Interface markup and scripts

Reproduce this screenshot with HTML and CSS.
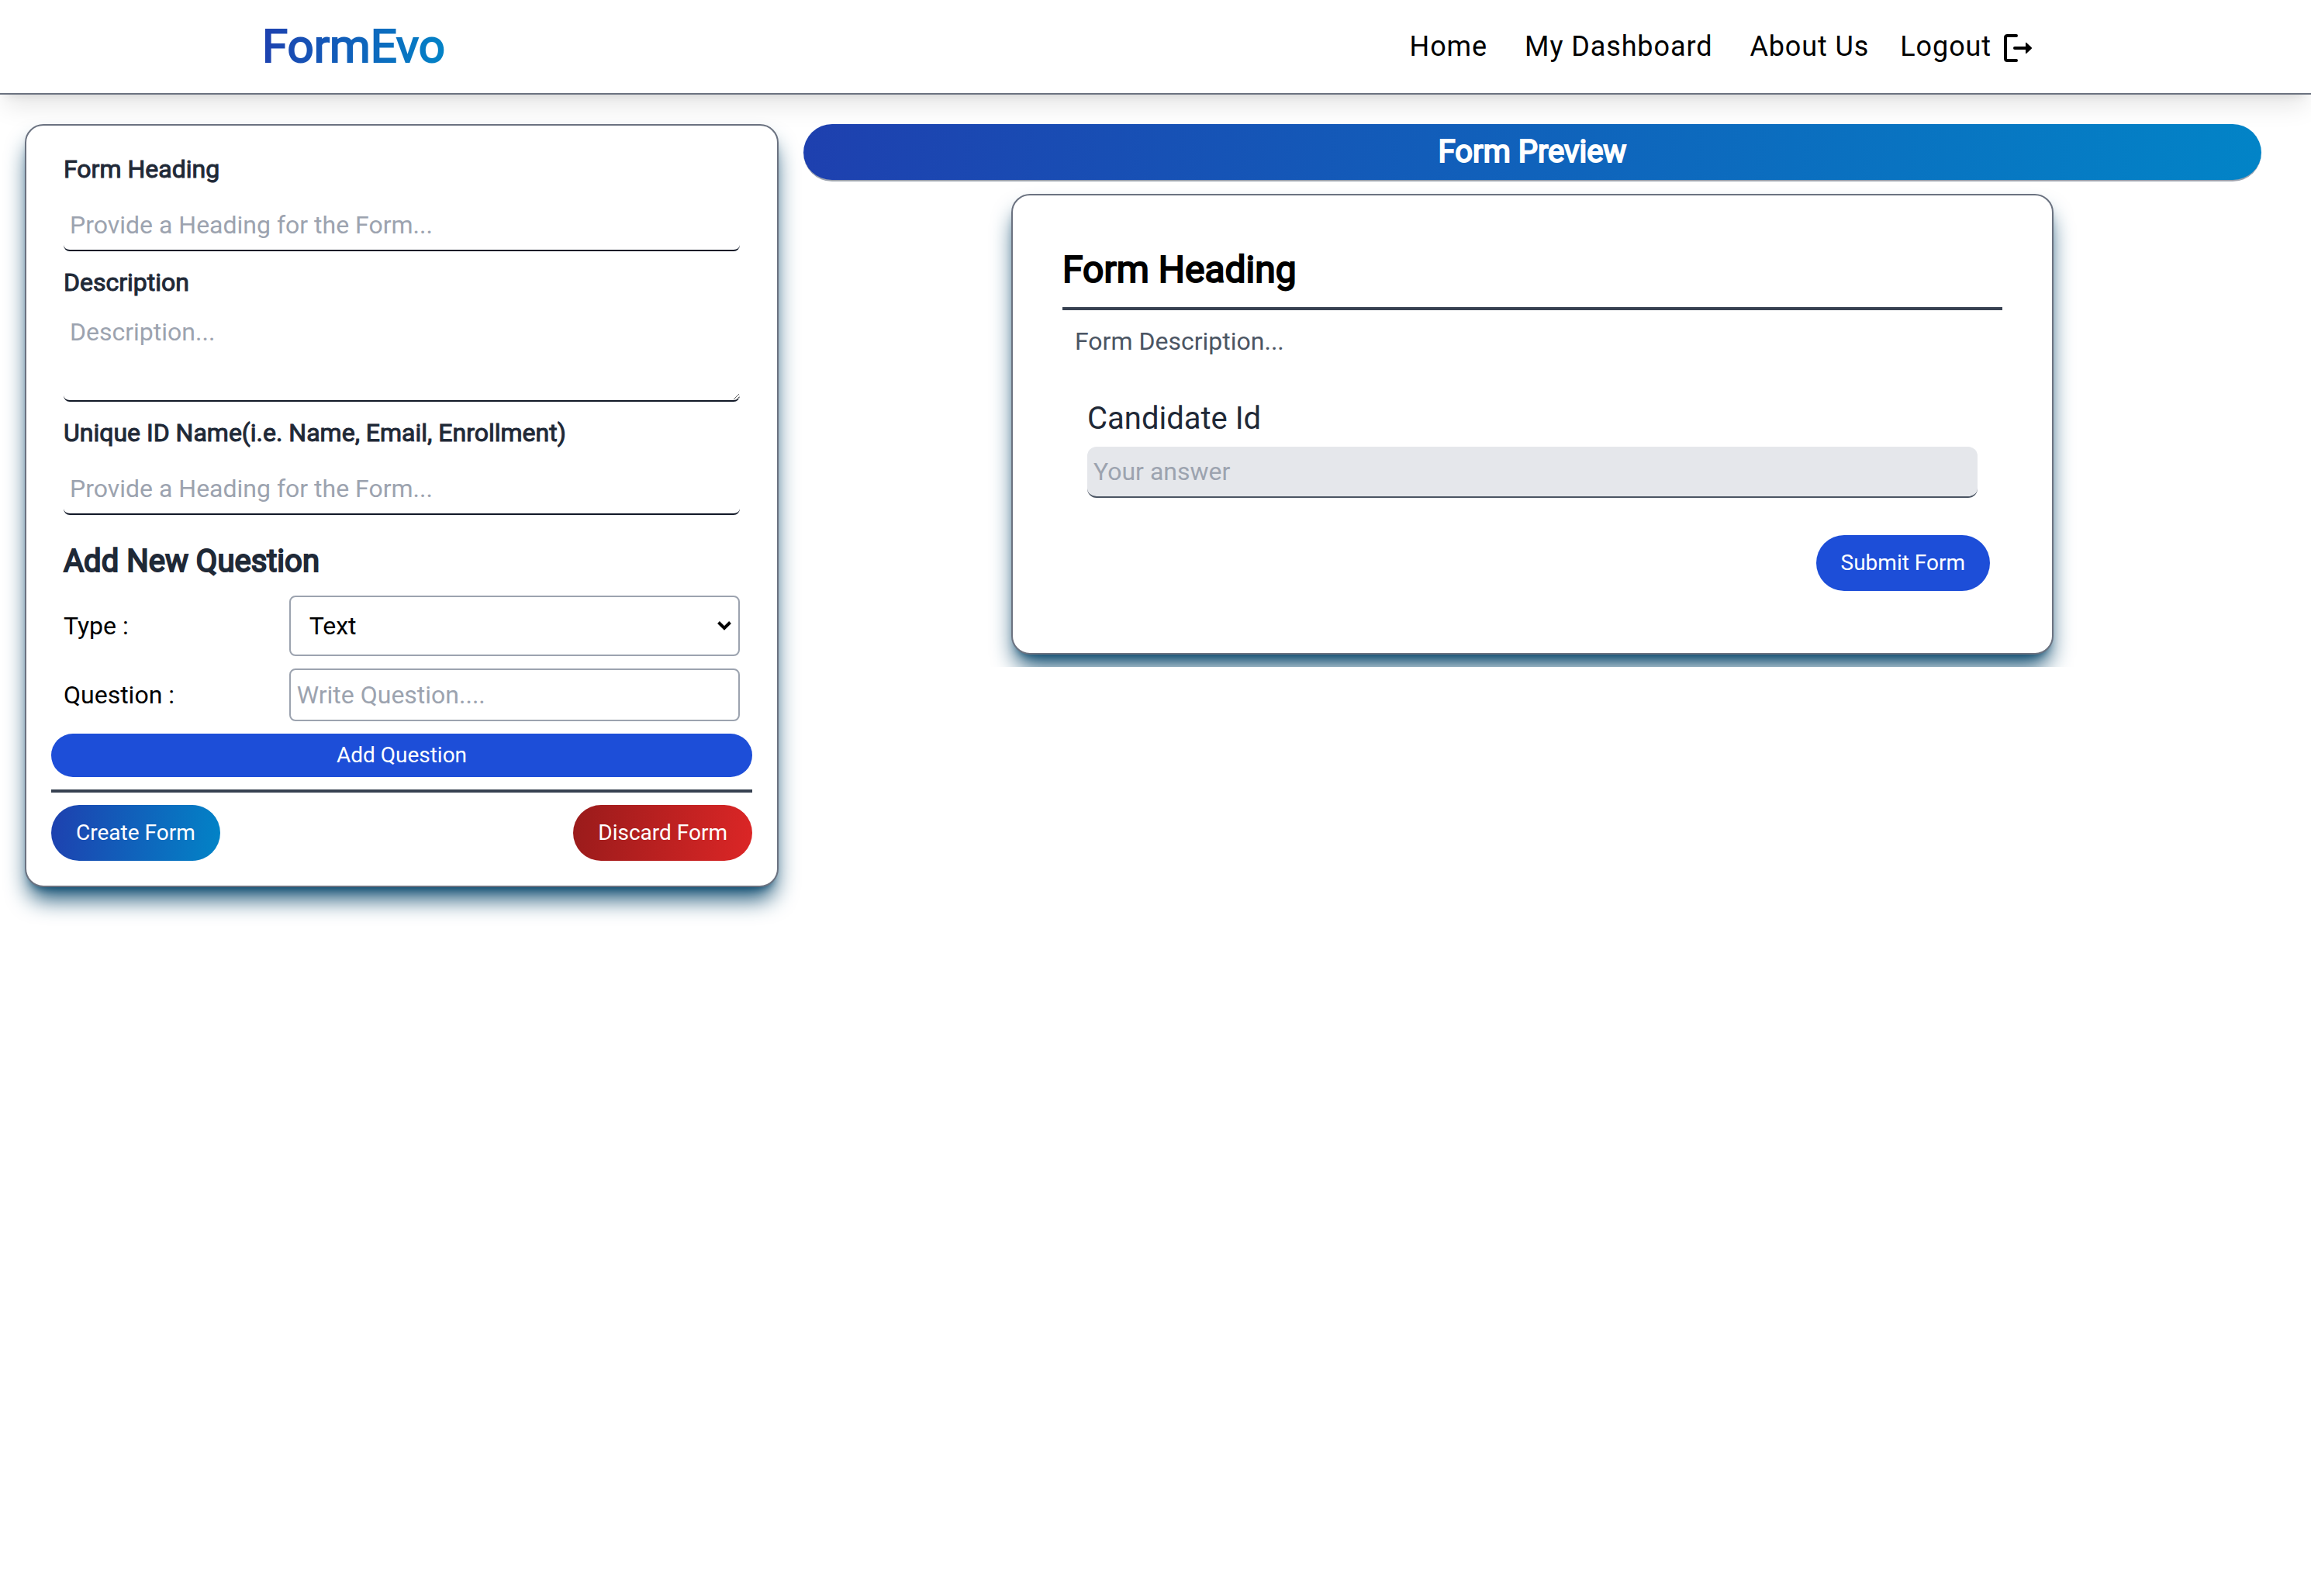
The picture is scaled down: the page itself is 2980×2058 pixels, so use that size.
FILE: index.html
```html
<!DOCTYPE html>
<html lang="en">
<head>
<meta charset="utf-8">
<meta name="viewport" content="width=device-width, initial-scale=1">
<title>FormEvo</title>
<link rel="stylesheet" href="styles.css">
</head>
<body>
<header class="site-header">
  <a class="logo" href="#">FormEvo</a>
  <nav class="nav">
    <a href="#">Home</a>
    <a href="#">My Dashboard</a>
    <a href="#">About Us</a>
    <a class="logout" href="#">Logout
      <svg class="logout-icon" viewBox="0 0 36 36" aria-hidden="true">
        <path d="M16 2H4.500Q2 2 2 4.500V31.500Q2 34 4.500 34H16M14 18H30" fill="none" stroke="currentColor" stroke-width="4" stroke-linecap="round"/>
        <path d="M28 11.500Q28 10.500 29 11L35.500 17Q36.500 18 35.500 19L29 25Q28 25.500 28 24.500Z" fill="currentColor"/>
      </svg>
    </a>
  </nav>
</header>
<main class="workspace">
  <form class="builder card">
    <div class="fields">
      <label class="label" for="heading">Form Heading</label>
      <input class="line-input" id="heading" type="text" placeholder="Provide a Heading for the Form...">
      <label class="label" for="description">Description</label>
      <textarea class="line-input line-area" id="description" placeholder="Description..."></textarea>
      <label class="label" for="unique">Unique ID Name(i.e. Name, Email, Enrollment)</label>
      <input class="line-input" id="unique" type="text" placeholder="Provide a Heading for the Form...">
    </div>
    <div class="question">
      <h2 class="question-title">Add New Question</h2>
      <label for="type">Type :</label>
      <select class="box-input box-select" id="type"><option>Text</option></select>
      <label for="question">Question :</label>
      <input class="box-input" id="question" type="text" placeholder="Write Question....">
    </div>
    <button class="button add-button" type="button">Add Question</button>
    <div class="actions">
      <button class="button create-button" type="button">Create Form</button>
      <button class="button discard-button" type="button">Discard Form</button>
    </div>
  </form>
  <section class="preview">
    <h2 class="preview-title">Form Preview</h2>
    <div class="preview-body">
      <form class="preview-card card">
        <h1 class="preview-heading">Form Heading</h1>
        <p class="preview-description">Form Description...</p>
        <div class="answer">
          <label class="answer-label" for="candidate">Candidate Id</label>
          <input class="answer-input" id="candidate" type="text" placeholder="Your answer">
        </div>
        <button class="button submit-button" type="button">Submit Form</button>
      </form>
    </div>
  </section>
</main>
</body>
</html>
```
FILE: styles.css
```css
*, *::before, *::after { box-sizing: border-box; }

body {
  margin: 0;
  background: #fff;
  color: #000;
  font: 400 32px/48px Roboto, "Liberation Sans", sans-serif;
}

h1, h2, p { margin: 0; font-weight: 400; }
a { color: inherit; text-decoration: none; }
input, select, textarea, button { margin: 0; font: inherit; color: inherit; outline: none; }
::placeholder { color: #9ca3af; opacity: 1; }

.site-header {
  display: flex;
  align-items: center;
  justify-content: space-between;
  padding: 24px 360px 24px 338px;
  border-bottom: 2px solid #6b7280;
  background: #fff;
  box-shadow: 0 20px 30px -6px rgba(0, 0, 0, .1), 0 8px 12px -8px rgba(0, 0, 0, .1);
}

.logo {
  font-size: 60px;
  line-height: 72px;
  color: transparent;
  background: linear-gradient(98deg, #1e40af, #0284c7);
  -webkit-background-clip: text;
  background-clip: text;
  -webkit-text-stroke: 2px transparent;
}

.nav {
  display: flex;
  align-items: center;
  gap: 48px;
  font-size: 36px;
  line-height: 56px;
  letter-spacing: 0.025em;
}

.logout { display: flex; align-items: center; gap: 16px; margin-left: -8px; }
.logout-icon { width: 36px; height: 36px; margin-top: 4px; }

.workspace {
  display: grid;
  grid-template-columns: 972fr 1880fr;
  align-items: start;
  gap: 32px;
  padding: 38px 64px 64px 32px;
}

.card {
  border: 2px solid #6b7280;
  border-radius: 24px;
  background: #fff;
  box-shadow: 0 20px 30px -6px #0c4a6e, 0 8px 12px -8px #0c4a6e;
}

.builder { padding: 32px; }
.fields { display: flex; flex-direction: column; padding: 0 16px; }

.label { -webkit-text-stroke: 1px; }
.question-title, .preview-title, .preview-heading { -webkit-text-stroke: 2px; }
.label, .question-title { color: #1f2937; }

.line-input {
  width: 100%;
  height: 66px;
  margin: 16px 0;
  padding: 8px;
  border: 0;
  border-bottom: 2px solid #111827;
  border-radius: 8px;
  background: #fff;
}

.line-area { display: block; height: 122px; margin-top: 8px; resize: vertical; }

.question {
  display: grid;
  grid-template-columns: 1fr 2fr;
  align-items: center;
  row-gap: 16px;
  padding: 16px;
}

.question-title { grid-column: 1 / -1; font-size: 40px; line-height: 56px; }

.box-input {
  width: 100%;
  height: 68px;
  padding: 8px;
  border: 2px solid #9ca3af;
  border-radius: 8px;
  background: #fff;
}

.box-select {
  appearance: none;
  height: 78px;
  padding: 8px 32px 8px 24px;
  background: #fff url("data:image/svg+xml,%3Csvg xmlns='http://www.w3.org/2000/svg' width='18' height='12' viewBox='0 0 18 12'%3E%3Cpath d='M1.500 1.500L9 9L16.500 1.500' fill='none' stroke='%23000' stroke-width='4'/%3E%3C/svg%3E") no-repeat right 9px center;
}

.button {
  padding: 16px 32px;
  border: 0;
  border-radius: 36px;
  background: #1d4ed8;
  color: #fff;
  font-size: 28px;
  line-height: 40px;
}

.add-button { width: 100%; padding: 8px; }

.actions {
  display: flex;
  justify-content: space-between;
  margin-top: 16px;
  padding-top: 16px;
  border-top: 4px solid #374151;
}

.create-button { background: linear-gradient(98deg, #1e40af, #0284c7); }
.discard-button { background: linear-gradient(98deg, #991b1b, #dc2626); }

.preview-title {
  padding: 8px;
  border-bottom: 2px solid #9ca3af;
  border-radius: 37px;
  background: linear-gradient(98deg, #1e40af, #0284c7);
  color: #fff;
  font-size: 40px;
  line-height: 56px;
  text-align: center;
}

.preview-body { overflow: hidden; padding: 16px; }

.preview-card {
  display: flex;
  flex-direction: column;
  max-width: 1344px;
  margin: 0 auto;
  padding: 64px;
}

.preview-heading {
  padding-bottom: 16px;
  border-bottom: 4px solid #374151;
  font-size: 48px;
  line-height: 64px;
}

.preview-description { padding: 16px; color: #4b5563; }
.answer { padding: 32px; }
.answer-label { display: block; color: #1f2937; font-size: 40px; line-height: 56px; }

.answer-input {
  display: block;
  width: 100%;
  height: 66px;
  margin-top: 8px;
  padding: 8px;
  border: 0;
  border-bottom: 2px solid #4b5563;
  border-radius: 12px;
  background: #e5e7eb;
}

.submit-button { align-self: flex-end; margin: 16px; }
```
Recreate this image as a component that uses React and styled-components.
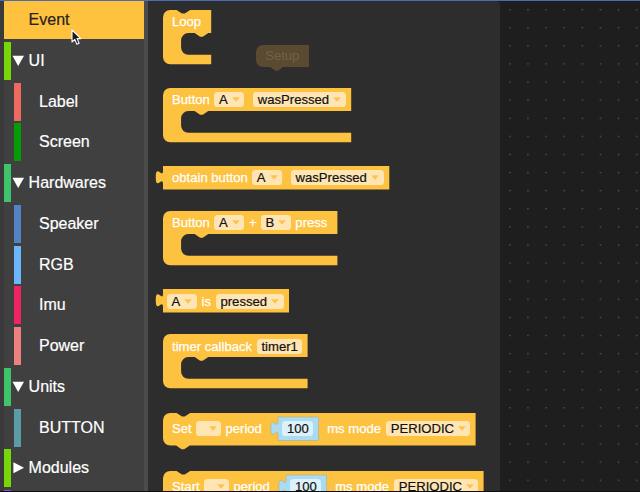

**Required work**
Set down every record once more, word for word, without pictures.

**Solution to the problem**
Reproduce this screenshot with HTML and CSS.
The picture is scaled down: the page itself is 2980×2058 pixels, so use that size.
FILE: index.html
```html
<!DOCTYPE html>
<html lang="en">
<head>
<meta charset="utf-8">
<meta name="viewport" content="width=device-width, initial-scale=1">
<title>FormEvo</title>
<link rel="stylesheet" href="styles.css">
</head>
<body>
<header class="site-header">
  <a class="logo" href="#">FormEvo</a>
  <nav class="nav">
    <a href="#">Home</a>
    <a href="#">My Dashboard</a>
    <a href="#">About Us</a>
    <a class="logout" href="#">Logout
      <svg class="logout-icon" viewBox="0 0 36 36" aria-hidden="true">
        <path d="M16 2H4.500Q2 2 2 4.500V31.500Q2 34 4.500 34H16M14 18H30" fill="none" stroke="currentColor" stroke-width="4" stroke-linecap="round"/>
        <path d="M28 11.500Q28 10.500 29 11L35.500 17Q36.500 18 35.500 19L29 25Q28 25.500 28 24.500Z" fill="currentColor"/>
      </svg>
    </a>
  </nav>
</header>
<main class="workspace">
  <form class="builder card">
    <div class="fields">
      <label class="label" for="heading">Form Heading</label>
      <input class="line-input" id="heading" type="text" placeholder="Provide a Heading for the Form...">
      <label class="label" for="description">Description</label>
      <textarea class="line-input line-area" id="description" placeholder="Description..."></textarea>
      <label class="label" for="unique">Unique ID Name(i.e. Name, Email, Enrollment)</label>
      <input class="line-input" id="unique" type="text" placeholder="Provide a Heading for the Form...">
    </div>
    <div class="question">
      <h2 class="question-title">Add New Question</h2>
      <label for="type">Type :</label>
      <select class="box-input box-select" id="type"><option>Text</option></select>
      <label for="question">Question :</label>
      <input class="box-input" id="question" type="text" placeholder="Write Question....">
    </div>
    <button class="button add-button" type="button">Add Question</button>
    <div class="actions">
      <button class="button create-button" type="button">Create Form</button>
      <button class="button discard-button" type="button">Discard Form</button>
    </div>
  </form>
  <section class="preview">
    <h2 class="preview-title">Form Preview</h2>
    <div class="preview-body">
      <form class="preview-card card">
        <h1 class="preview-heading">Form Heading</h1>
        <p class="preview-description">Form Description...</p>
        <div class="answer">
          <label class="answer-label" for="candidate">Candidate Id</label>
          <input class="answer-input" id="candidate" type="text" placeholder="Your answer">
        </div>
        <button class="button submit-button" type="button">Submit Form</button>
      </form>
    </div>
  </section>
</main>
</body>
</html>
```
FILE: styles.css
```css
*, *::before, *::after { box-sizing: border-box; }

body {
  margin: 0;
  background: #fff;
  color: #000;
  font: 400 32px/48px Roboto, "Liberation Sans", sans-serif;
}

h1, h2, p { margin: 0; font-weight: 400; }
a { color: inherit; text-decoration: none; }
input, select, textarea, button { margin: 0; font: inherit; color: inherit; outline: none; }
::placeholder { color: #9ca3af; opacity: 1; }

.site-header {
  display: flex;
  align-items: center;
  justify-content: space-between;
  padding: 24px 360px 24px 338px;
  border-bottom: 2px solid #6b7280;
  background: #fff;
  box-shadow: 0 20px 30px -6px rgba(0, 0, 0, .1), 0 8px 12px -8px rgba(0, 0, 0, .1);
}

.logo {
  font-size: 60px;
  line-height: 72px;
  color: transparent;
  background: linear-gradient(98deg, #1e40af, #0284c7);
  -webkit-background-clip: text;
  background-clip: text;
  -webkit-text-stroke: 2px transparent;
}

.nav {
  display: flex;
  align-items: center;
  gap: 48px;
  font-size: 36px;
  line-height: 56px;
  letter-spacing: 0.025em;
}

.logout { display: flex; align-items: center; gap: 16px; margin-left: -8px; }
.logout-icon { width: 36px; height: 36px; margin-top: 4px; }

.workspace {
  display: grid;
  grid-template-columns: 972fr 1880fr;
  align-items: start;
  gap: 32px;
  padding: 38px 64px 64px 32px;
}

.card {
  border: 2px solid #6b7280;
  border-radius: 24px;
  background: #fff;
  box-shadow: 0 20px 30px -6px #0c4a6e, 0 8px 12px -8px #0c4a6e;
}

.builder { padding: 32px; }
.fields { display: flex; flex-direction: column; padding: 0 16px; }

.label { -webkit-text-stroke: 1px; }
.question-title, .preview-title, .preview-heading { -webkit-text-stroke: 2px; }
.label, .question-title { color: #1f2937; }

.line-input {
  width: 100%;
  height: 66px;
  margin: 16px 0;
  padding: 8px;
  border: 0;
  border-bottom: 2px solid #111827;
  border-radius: 8px;
  background: #fff;
}

.line-area { display: block; height: 122px; margin-top: 8px; resize: vertical; }

.question {
  display: grid;
  grid-template-columns: 1fr 2fr;
  align-items: center;
  row-gap: 16px;
  padding: 16px;
}

.question-title { grid-column: 1 / -1; font-size: 40px; line-height: 56px; }

.box-input {
  width: 100%;
  height: 68px;
  padding: 8px;
  border: 2px solid #9ca3af;
  border-radius: 8px;
  background: #fff;
}

.box-select {
  appearance: none;
  height: 78px;
  padding: 8px 32px 8px 24px;
  background: #fff url("data:image/svg+xml,%3Csvg xmlns='http://www.w3.org/2000/svg' width='18' height='12' viewBox='0 0 18 12'%3E%3Cpath d='M1.500 1.500L9 9L16.500 1.500' fill='none' stroke='%23000' stroke-width='4'/%3E%3C/svg%3E") no-repeat right 9px center;
}

.button {
  padding: 16px 32px;
  border: 0;
  border-radius: 36px;
  background: #1d4ed8;
  color: #fff;
  font-size: 28px;
  line-height: 40px;
}

.add-button { width: 100%; padding: 8px; }

.actions {
  display: flex;
  justify-content: space-between;
  margin-top: 16px;
  padding-top: 16px;
  border-top: 4px solid #374151;
}

.create-button { background: linear-gradient(98deg, #1e40af, #0284c7); }
.discard-button { background: linear-gradient(98deg, #991b1b, #dc2626); }

.preview-title {
  padding: 8px;
  border-bottom: 2px solid #9ca3af;
  border-radius: 37px;
  background: linear-gradient(98deg, #1e40af, #0284c7);
  color: #fff;
  font-size: 40px;
  line-height: 56px;
  text-align: center;
}

.preview-body { overflow: hidden; padding: 16px; }

.preview-card {
  display: flex;
  flex-direction: column;
  max-width: 1344px;
  margin: 0 auto;
  padding: 64px;
}

.preview-heading {
  padding-bottom: 16px;
  border-bottom: 4px solid #374151;
  font-size: 48px;
  line-height: 64px;
}

.preview-description { padding: 16px; color: #4b5563; }
.answer { padding: 32px; }
.answer-label { display: block; color: #1f2937; font-size: 40px; line-height: 56px; }

.answer-input {
  display: block;
  width: 100%;
  height: 66px;
  margin-top: 8px;
  padding: 8px;
  border: 0;
  border-bottom: 2px solid #4b5563;
  border-radius: 12px;
  background: #e5e7eb;
}

.submit-button { align-self: flex-end; margin: 16px; }
```
Recreate this image as a component that uses React and styled-components.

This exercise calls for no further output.